**DATA SEGMENT**
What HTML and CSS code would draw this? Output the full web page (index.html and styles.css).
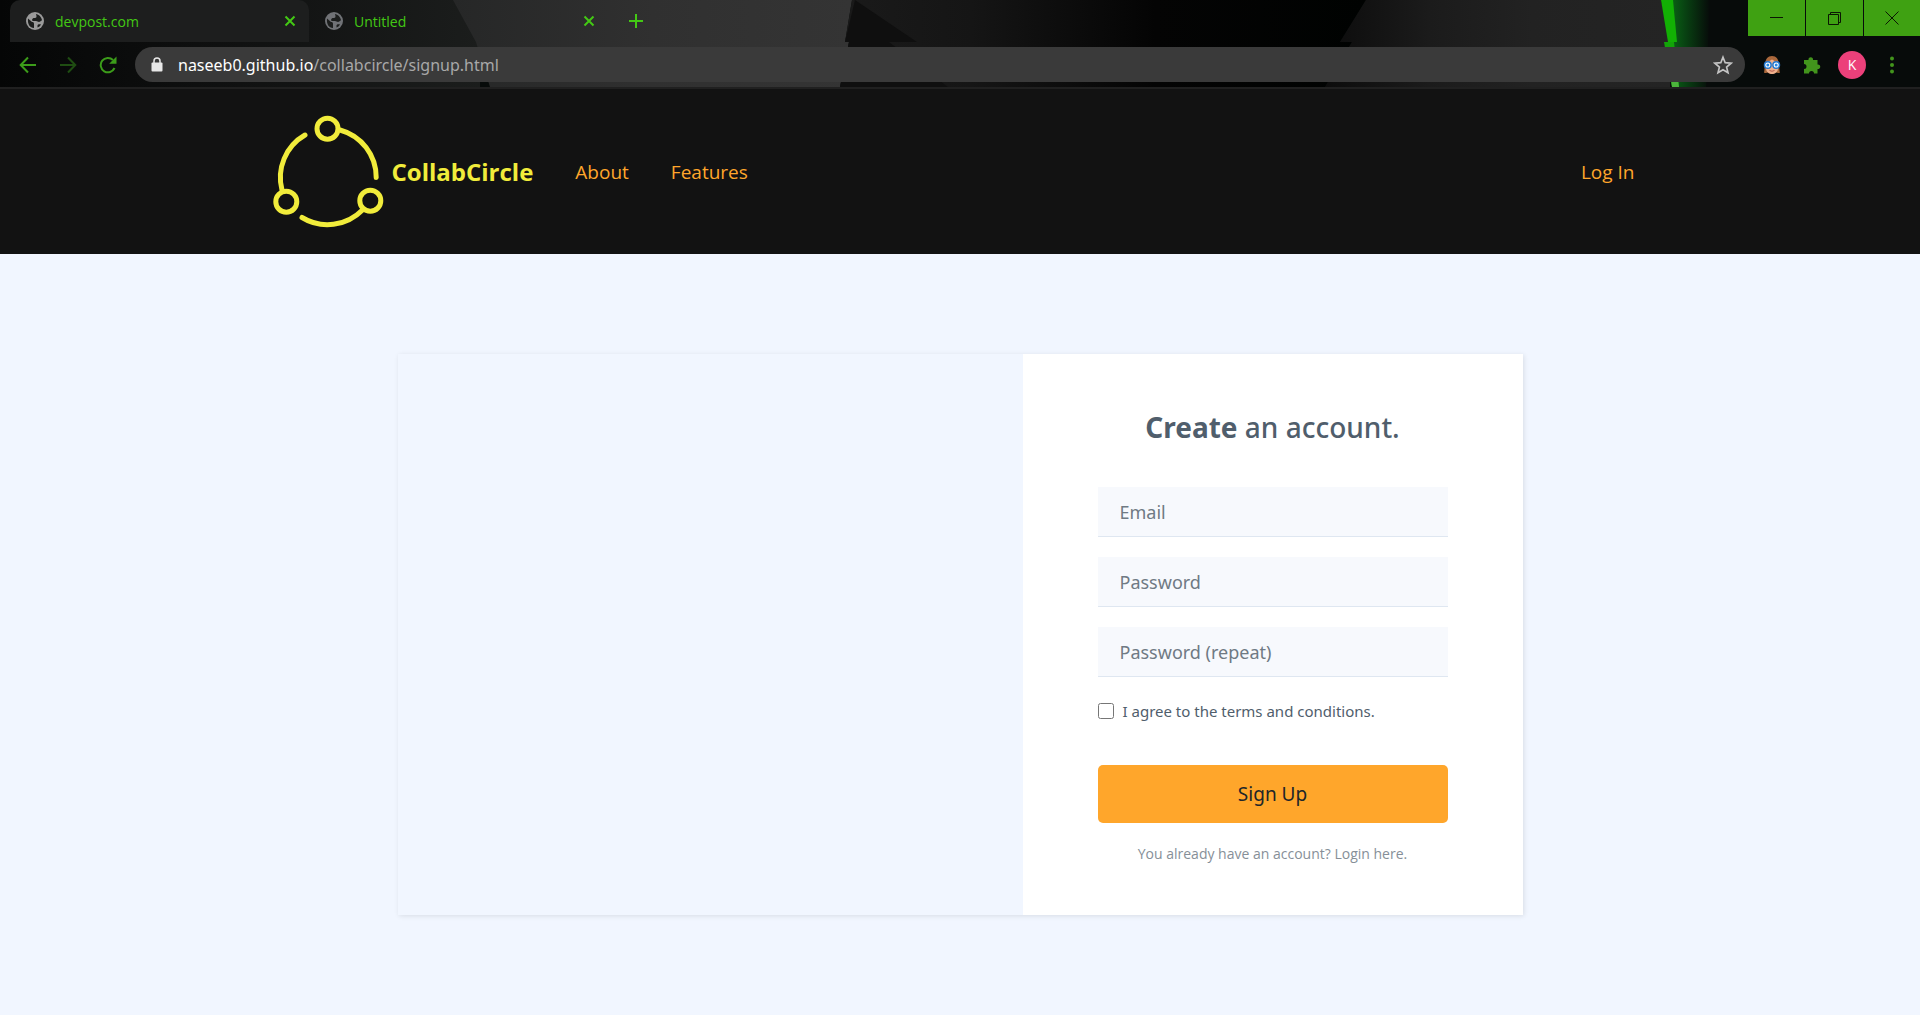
FILE: index.html
```html
<!DOCTYPE html>
<html lang="en">
<head>
<meta charset="utf-8">
<meta name="viewport" content="width=device-width, initial-scale=1">
<title>CollabCircle</title>
<link rel="stylesheet" href="styles.css">
</head>
<body>
<svg class="defs" aria-hidden="true">
  <symbol id="globe" viewBox="0 0 18 18">
    <circle cx="9" cy="9" r="9" fill="currentColor"/>
    <path d="M2 6.500l4 3.500c1.500 0 2 .5 2 2v4C4 15.700 1.400 12.500 2 6.500zM10 2c2.800.4 5.500 3 6 6.200l-2.200 1.600c-1.500.6-2.400-.8-3.800-.8H6.500C5.500 6.800 7 6 9 6c1.300 0 1.500-.9 1.500-2zM15 12.500c-.8 1.500-2 2.600-3.500 3.100v-2.200c0-1 2-1.500 3.500-.9z" fill="#1c1e1d"/>
  </symbol>
  <symbol id="cross" viewBox="0 0 12 12"><path d="M1.500 1.500l9 9M10.500 1.500l-9 9" stroke="currentColor" stroke-width="2" fill="none"/></symbol>
</svg>

<div class="browser">
  <svg class="theme" viewBox="0 0 1920 87" preserveAspectRatio="none" aria-hidden="true">
    <defs>
      <linearGradient id="g1"><stop offset="0" stop-color="#050606"/><stop offset=".5" stop-color="#101111"/><stop offset="1" stop-color="#1b1d1c"/></linearGradient>
      <linearGradient id="g2"><stop offset="0" stop-color="#262727"/><stop offset=".5" stop-color="#303030"/><stop offset="1" stop-color="#343434"/></linearGradient>
      <linearGradient id="g3"><stop offset="0" stop-color="#1a1a1a"/><stop offset=".25" stop-color="#151515"/><stop offset=".6" stop-color="#040404"/><stop offset="1" stop-color="#000201"/></linearGradient>
      <linearGradient id="g4"><stop offset="0" stop-color="#0c0c0c"/><stop offset=".3" stop-color="#1b1b1b"/><stop offset=".6" stop-color="#222"/><stop offset="1" stop-color="#242424"/></linearGradient>
      <linearGradient id="g5"><stop offset="0" stop-color="#0a6b14"/><stop offset=".4" stop-color="#084312"/><stop offset="1" stop-color="#070b0a"/></linearGradient>
    </defs>
    <path fill="#070b0a" d="M0 0h1920v87H0z"/>
    <path fill="url(#g1)" d="M0 0h480v87H0z"/>
    <path fill="url(#g2)" d="M453 0h399l-7 42h4l-9 45H490l-14-45z"/>
    <path fill="url(#g3)" d="M852 0h514l-26 42h12l-27 45H840l9-45h-4z"/>
    <path fill="#0f0f0f" d="M855 0l62 42h-72z"/>
    <path fill="#0f0f0f" d="M849 42h40l59 45H840z"/>
    <path fill="url(#g4)" d="M1366 0h295l9 42v45h-345l27-45h-12z"/>
    <path fill="url(#g5)" d="M1668 0h42l-4 87h-30z"/>
    <path fill="#12b004" d="M1661 0h12l4 42h-9z"/>
    <path fill="#12a408" d="M1664 42h10l5 45h-7z"/>
    <path fill="#4cb43c" d="M1671 80h7l1 7h-7z"/>
  </svg>
  <div class="tabstrip">
    <div class="tab active"><svg class="favicon"><use href="#globe"/></svg><span>devpost.com</span><button class="close" aria-label="Close tab"><svg width="12" height="12"><use href="#cross"/></svg></button></div>
    <div class="tab"><svg class="favicon dim"><use href="#globe"/></svg><span>Untitled</span><button class="close" aria-label="Close tab"><svg width="12" height="12"><use href="#cross"/></svg></button></div>
    <button class="newtab" aria-label="New tab"><svg width="16" height="16" viewBox="0 0 16 16"><path d="M8 1v14M1 8h14" stroke="currentColor" stroke-width="2"/></svg></button>
    <div class="window-buttons">
      <button aria-label="Minimize"><svg width="14" height="14" viewBox="0 0 14 14"><path d="M0 6.500h13" stroke="#0b1703"/></svg></button>
      <button aria-label="Restore"><svg width="14" height="14" viewBox="0 0 14 14" fill="none" stroke="#0b1703"><path d="M.5 3.500h10v10H.5zM2.500 3V1.500h10v10H11"/></svg></button>
      <button aria-label="Close"><svg width="14" height="14" viewBox="0 0 14 14"><path d="M.5.5l13 13M13.500.5l-13 13" stroke="#0b1703"/></svg></button>
    </div>
  </div>
  <div class="toolbar">
    <button class="tool" aria-label="Back"><svg width="18" height="18" viewBox="0 0 18 18" fill="none" stroke="currentColor" stroke-width="2"><path d="M17 9H2M9 1.500L1.700 9 9 16.500"/></svg></button>
    <button class="tool faded" aria-label="Forward"><svg width="18" height="18" viewBox="0 0 18 18" fill="none" stroke="currentColor" stroke-width="2"><path d="M1 9h15M9 1.500L16.300 9 9 16.500"/></svg></button>
    <button class="tool" aria-label="Reload"><svg width="18" height="18" viewBox="0 0 18 18"><path d="M15.500 12A7.200 7.200 0 1 1 14 4" fill="none" stroke="currentColor" stroke-width="2"/><path d="M17.500.5v7.300h-7.300z" fill="currentColor"/></svg></button>
    <div class="omnibox">
      <svg width="12" height="15" viewBox="0 0 12 15"><path d="M3 6V4a3 3 0 0 1 6 0v2" fill="none" stroke="#e8e8e8" stroke-width="1.500"/><rect x=".5" y="5.500" width="11" height="9" rx="1" fill="#e8e8e8"/></svg>
      <span class="url"><b>naseeb0.github.io</b>/collabcircle/signup.html</span>
      <button class="star" aria-label="Bookmark this page"><svg width="20" height="20" viewBox="0 0 20 20"><path d="M10 2.200l2.200 5.500 5.900.5-4.500 3.900 1.400 5.700-5-3.100-5 3.100 1.400-5.700-4.500-3.900 5.900-.5z" fill="none" stroke="#c4c4c4" stroke-width="1.700"/></svg></button>
    </div>
    <button class="tool" aria-label="Extension"><svg width="18" height="18" viewBox="0 0 18 18"><path d="M1 16.500C2.500 13 0 0 9 0s6.500 13 8 16.500c-1 .8-3 .5-4 0H5c-1 .5-3 .8-4 0z" fill="#a9683c"/><path d="M3 7l6-3.500L15 7v5c0 8-12 8-12 0z" fill="#efb08c"/><path d="M6.500 14.500q2.500 1.500 5 0" stroke="#b85c50" fill="none"/><g fill="#fff" stroke="#2277cf" stroke-width="1.500"><circle cx="4.800" cy="9" r="3.300"/><circle cx="13.200" cy="9" r="3.300"/></g><circle cx="4.800" cy="9" r="1.500" fill="#2589e8"/><circle cx="13.200" cy="9" r="1.500" fill="#2589e8"/></svg></button>
    <button class="tool" aria-label="Extensions"><svg width="18" height="18" viewBox="0 0 18 18"><path d="M1 4h4.500a2.300 2.300 0 1 1 4.500 0h4.500v4.500a2.300 2.300 0 1 1 0 4.500v4.500H11a2.500 2.500 0 0 0-5 0H1V13a2.500 2.500 0 0 0 0-5z" fill="#42941c"/></svg></button>
    <button class="tool" aria-label="Profile"><span class="avatar">K</span></button>
    <button class="tool" aria-label="Menu"><svg width="4" height="18" viewBox="0 0 4 18" fill="#42941c"><circle cx="2" cy="2.500" r="2"/><circle cx="2" cy="9" r="2"/><circle cx="2" cy="15.500" r="2"/></svg></button>
  </div>
</div>

<header class="site-header">
  <nav class="container">
    <a class="brand" href="#">
      <svg width="114" height="116" viewBox="272 114 114 116" fill="none" stroke="#f1ec3b" stroke-width="5" stroke-linecap="round" aria-hidden="true">
        <circle cx="327.500" cy="128.700" r="10.500"/><circle cx="286.300" cy="201.700" r="10.500"/><circle cx="370.300" cy="200.700" r="10.500"/>
        <path d="M340 130A49 49 0 0 1 376.200 177.500M305 135A49 49 0 0 0 282 190M302 217.500A49 49 0 0 0 362.500 210"/>
      </svg>
      <span>CollabCircle</span>
    </a>
    <a href="#">About</a>
    <a href="#">Features</a>
    <a class="login" href="#">Log In</a>
  </nav>
</header>

<main class="signup">
  <div class="card">
    <div class="picture"></div>
    <form>
      <h1><strong>Create</strong> an account.</h1>
      <input class="field" type="email" placeholder="Email" aria-label="Email">
      <input class="field" type="password" placeholder="Password" aria-label="Password">
      <input class="field" type="password" placeholder="Password (repeat)" aria-label="Password (repeat)">
      <label class="agree"><input type="checkbox"><span>I agree to the terms and conditions.</span></label>
      <button class="submit" type="button">Sign Up</button>
      <a class="already" href="#">You already have an account? Login here.</a>
    </form>
  </div>
</main>
</body>
</html>
```
FILE: styles.css
```css
* { box-sizing: border-box; }
body {
  margin: 0;
  background: #fff;
  color: #505e6c;
  font-family: "Open Sans", "Noto Sans", sans-serif;
  font-size: 18px;
}
button { border: 0; padding: 0; background: none; color: inherit; font: inherit; }
a { text-decoration: none; }
svg { display: block; flex: none; }
.defs { position: absolute; width: 0; height: 0; }

.browser {
  position: relative;
  border-bottom: 2px solid #202020;
  background: #070b0a;
  color: #43c814;
  font-size: 14px;
}
.theme { position: absolute; inset: 0; width: 100%; height: 100%; }
.tabstrip, .toolbar { position: relative; display: flex; }
.tabstrip { height: 42px; padding-left: 10px; }
.tab { display: flex; align-items: center; width: 299px; padding: 0 13px 0 16px; }
.tab.active { border-radius: 10px 10px 0 0; background: #1d1e1e; }
.favicon { width: 18px; height: 18px; margin-right: 11px; color: #9a9a9a; }
.favicon.dim { color: #707276; }
.close { margin-left: auto; }
.newtab { width: 56px; display: grid; place-items: center; }
.window-buttons { display: flex; gap: 1px; height: 36px; margin-left: auto; }
.window-buttons button { width: 57px; display: grid; place-items: center; background: #3fa112; }
.window-buttons button:last-child { width: 56px; }

.toolbar { align-items: center; height: 45px; padding: 0 8px; }
.tool { width: 40px; height: 36px; display: grid; place-items: center; color: #3c9c1a; }
.faded { color: #1f4d12; }
.omnibox {
  display: flex;
  align-items: center;
  flex: 1;
  height: 35px;
  margin: 0 7px;
  padding: 0 12px 0 16px;
  border-radius: 18px;
  background: #3a3a3a;
}
.url { margin-left: 15px; color: #a8a8a8; font-family: "Noto Sans", sans-serif; font-size: 16px; }
.url b { color: #fff; font-weight: 400; }
.star { margin-left: auto; }
.avatar {
  width: 28px;
  height: 28px;
  border-radius: 50%;
  background: #ec407a;
  color: #fff;
  line-height: 28px;
  text-align: center;
}

.site-header { background: #121212; }
.container {
  display: flex;
  align-items: center;
  gap: 42px;
  width: 100%;
  max-width: 1425px;
  min-height: 165px;
  margin: 0 auto;
  padding: 0 38px 0 24px;
  font-size: 19px;
}
.container a { color: #ffa62b; }
.container .brand {
  display: flex;
  align-items: center;
  gap: 6px;
  color: #f1ec3b;
  font-size: 24px;
  font-weight: 700;
}
.container .login { margin-left: auto; }

.signup { padding: 100px 16px; background: #f1f6ff; }
.card {
  display: flex;
  max-width: 1125px;
  margin: 0 auto;
  box-shadow: 1px 1px 5px rgba(0, 0, 0, .1);
}
.picture { flex: 1; }
form {
  display: flex;
  flex-direction: column;
  width: 500px;
  padding: 50px 75px;
  background: #fff;
  font-family: "Noto Sans", sans-serif;
}
h1 { margin: 5px 0 42px; font-size: 28px; font-weight: 500; line-height: 36px; text-align: center; }
.field {
  width: 100%;
  height: 50px;
  margin-bottom: 20px;
  padding: 0 22px;
  border: 0;
  border-bottom: 1px solid #dfe7f1;
  border-radius: 0;
  background: #f7f9fd;
  color: #505e6c;
  font: inherit;
}
.field::placeholder { color: #6f7a84; }
.agree { display: flex; align-items: center; gap: 9px; height: 28px; font-size: 15px; }
.agree input { width: 16px; height: 16px; margin: 0; }
.submit {
  height: 58px;
  margin: 40px 0 20px;
  border-radius: 5px;
  background: #ffa62b;
  color: #212529;
  font-size: 19px;
}
.already { color: #868f98; font-family: "Open Sans", sans-serif; font-size: 14px; line-height: 22px; text-align: center; }
```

**SHORT PROBLEM**
Find the word "index" in the material, then list each line that holds it.

**FINAL RESULT**
What HTML and CSS code would draw this? Output the full web page (index.html and styles.css).
FILE: index.html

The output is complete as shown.